I don't think so. But again, it's a question of people rather than the particular environment. The environment does play an important role, but if you don't sit down and get to know the producer, the result will never be as good as you expect.
And you had a producer in the studio to advise you and move the album along with you?
Actually, in this case, it was probably me. When I go into the studio to record, I usually have a clear idea of what the song should sound like and where it should go. But I was very lucky in that the owner of the studio and the sound master is one person who is not only a professional, but above all respects your opinion as a performer. If you tell him that you like this version and that you don't want anything else, he may have a different opinion, but the direction he takes is based on how you feel.

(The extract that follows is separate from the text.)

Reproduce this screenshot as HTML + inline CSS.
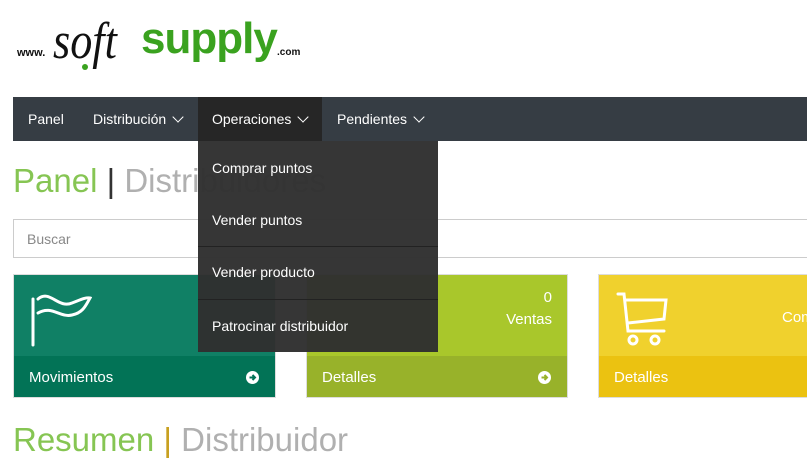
<!DOCTYPE html>
<html><head><meta charset="utf-8"><style>
body{margin:0;width:807px;height:469px;overflow:hidden;background:#fff;font-family:"Liberation Sans","DejaVu Sans",sans-serif;position:relative}
.a{position:absolute}
.nav{left:13px;top:97px;width:800px;height:44px;background:#363d44}
.ni{top:0;height:44px;line-height:45px;color:#fff;font-size:14px}
.chev{display:inline-block;width:7px;height:7px;border-right:1.3px solid #fff;border-bottom:1.3px solid #fff;transform:rotate(45deg);margin-left:8px;position:relative;top:-3px}
.h{font-size:33px;font-weight:300;color:#b0b0b0}
.g{color:#86c553}
.card{top:274px;height:124px;border:1px solid #ddd;box-sizing:border-box;overflow:hidden}
.foot{position:absolute;left:0;right:0;bottom:0;height:41px;line-height:44px;color:#fff;font-size:15px;padding-left:15px}
.arr{position:absolute;right:16px;top:15px;width:13px;height:13px}
.dd{left:198px;top:141px;width:240px;height:211px;background:rgba(48,48,48,.97)}
.di{left:14px;color:#fff;font-size:14px}
.sep{left:0;width:240px;height:1px;background:#222}
</style></head><body>
<div class="a" style="left:17px;top:47px;font-size:11px;font-weight:bold;color:#111">www.</div>
<div class="a" style="left:53px;top:12px;font-family:'Liberation Serif',serif;font-style:italic;font-size:52px;color:#111;transform:scaleX(0.85);transform-origin:left">soft</div>
<div class="a" style="left:141px;top:14px;font-size:44px;font-weight:bold;color:#3aa21f;letter-spacing:-1px">supply</div>
<div class="a" style="left:82px;top:64px;width:6px;height:6px;border-radius:50%;background:#3aa21f"></div>
<div class="a" style="left:277px;top:47px;font-size:10px;font-weight:bold;color:#111">.com</div>

<div class="a nav">
 <div class="a ni" style="left:15px">Panel</div>
 <div class="a ni" style="left:80px">Distribución<span class="chev"></span></div>
 <div class="a ni" style="left:185px;width:124px;background:#262626;padding-left:14px;box-sizing:border-box">Operaciones<span class="chev"></span></div>
 <div class="a ni" style="left:324px">Pendientes<span class="chev"></span></div>
</div>

<div class="a h" style="left:13px;top:162px"><span class="g">Panel</span> <span style="color:#333">|</span> Distribuidores</div>
<div class="a" style="left:13px;top:219px;width:800px;height:39px;border:1px solid #ccc;box-sizing:border-box;font-size:14px;color:#888;line-height:39px;padding-left:13px">Buscar</div>

<svg width="0" height="0" style="position:absolute"><defs><symbol id="ar" viewBox="0 0 13 13"><circle cx="6.5" cy="6.5" r="6.5" fill="#fff"/><path d="M3.5 6.5H9M6.5 4L9 6.5L6.5 9" stroke="currentColor" stroke-width="2" fill="none"/></symbol></defs></svg>
<div class="a card" style="left:13px;width:263px;background:#108065">
 <svg class="a" style="left:14px;top:16px" width="64" height="56" viewBox="0 0 64 56" fill="none" stroke="#fff" stroke-width="3" stroke-linecap="round"><path d="M5 8V54M10 8C22 -2 30 18 44 12C52 9 58 6 62 7C58 14 55 22 44 24C32 27 24 14 10 22"/></svg>
 <div class="foot" style="background:#027356">Movimientos<svg class="arr" style="color:#027356"><use href="#ar"/></svg></div>
</div>
<div class="a card" style="left:306px;width:262px;background:#a9c72b">
 <div class="a" style="right:15px;top:12px;color:#fff;font-size:15px;text-align:right;line-height:22px">0<br>Ventas</div>
 <div class="foot" style="background:#98b22a">Detalles<svg class="arr" style="color:#98b22a"><use href="#ar"/></svg></div>
</div>
<div class="a card" style="left:598px;width:220px;background:#f0d12d">
 <svg class="a" style="left:17px;top:16px" width="54" height="56" viewBox="0 0 54 56" fill="none" stroke="#fff" stroke-width="3" stroke-linecap="round"><path d="M2 3H8L12 40H48M9 9H50L48 28L12 32"/><circle cx="17" cy="49" r="4"/><circle cx="39" cy="49" r="4"/></svg>
 <div class="a" style="left:183px;top:34px;color:#fff;font-size:15px">Com</div>
 <div class="foot" style="background:#ebc211">Detalles</div>
</div>

<div class="a dd">
 <div class="a di" style="top:19px">Comprar puntos</div>
 <div class="a di" style="top:71px">Vender puntos</div>
 <div class="a sep" style="top:105px"></div>
 <div class="a di" style="top:123px">Vender producto</div>
 <div class="a sep" style="top:158px"></div>
 <div class="a di" style="top:177px">Patrocinar distribuidor</div>
</div>

<div class="a h" style="left:13px;top:421px"><span class="g">Resumen</span> <span style="color:#c8a020">|</span> Distribuidor</div>
</body></html>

Were there any instances where you took advice from one of your collaborators and entrusted the songs into his hands?
In one case, this did indeed happen. With Maurice Culligan, who is the original keyboardist of the Irish band Interference, we recorded a song called The Traveller, which is my personal tribute to Fergus O'Farrell, the frontman of the band, who passed away in 2016. I was honoured to call Fergus a friend and he remains my greatest role model. Not only in music, but also in my personal life. I found it very symbolic to have as a guest a member of the band that is the reason I do what I do and has an influence on what I do and how I do it. So in a way we have come full-circle. Apart from this song, Maurice and I recorded another one, and in the case of this one I didn't really know where it should go. So I gave Maurice free rein to put his skills, his experience and his talent into the song and take it where he thought the song should go. And I don't think it could have gone any better. Many people, after listening to the whole album, praised this track in particular. It's called Pick Up the Pieces, it closes the album, it was written during lockdown and its message is that no matter what happens to us in life, it's never so bad that we can't get out of it somehow.
Which other guests on the album would you like to mention?
Everyone deserves a mention, because everyone contributed their part to the final sound of the individual tracks and the album as a whole. But if I had to single someone out, it would definitely be J Eoin, an excellent songwriter and guitarist who has been a key figure throughout my artistic career. Another who deserves a mention is Fiachna Ó Braonáin, a member of the band Hothouse Flowers and also a presenter on Ireland's national radio station, RTÉ Radio 1. And to top it all off - Aidan O'Grady, the drummer of The Pale. The beginnings of our friendship can be traced back to the Folk celebrations in Náměšti nad Oslavou, where The Pale played on the recommendation of Glen Hansard and the band members gradually became my musical brothers.
Each song has a different arrangement and different guests. Can such an album be played live at all?
Putting this line-up together to play live is almost impossible, as musicians from all corners of Ireland contributed to the album, and in addition some of them are very busy. That's one of the advantages of recording, that you can invite whoever you want to the studio. However, we are currently arranging concerts, something is coming up in the autumn. You'll hear all about it on social media once we've fine-tuned all the details.
It's not just the number of guests, but also the fact that there are a lot of different instruments on the record, such as Hammond organ, accordion and mandolin. So which is more likely - that there will be a band that will play those songs, or that you will play them more often just by yourself with a guitar?
I consider myself with a guitar to be the ideal concert version, due to the fact that the songs are heavily built on lyrics. So I want the audience to listen to the lyrics at the concert and be able to read between the lines. And an intimate delivery is better for that.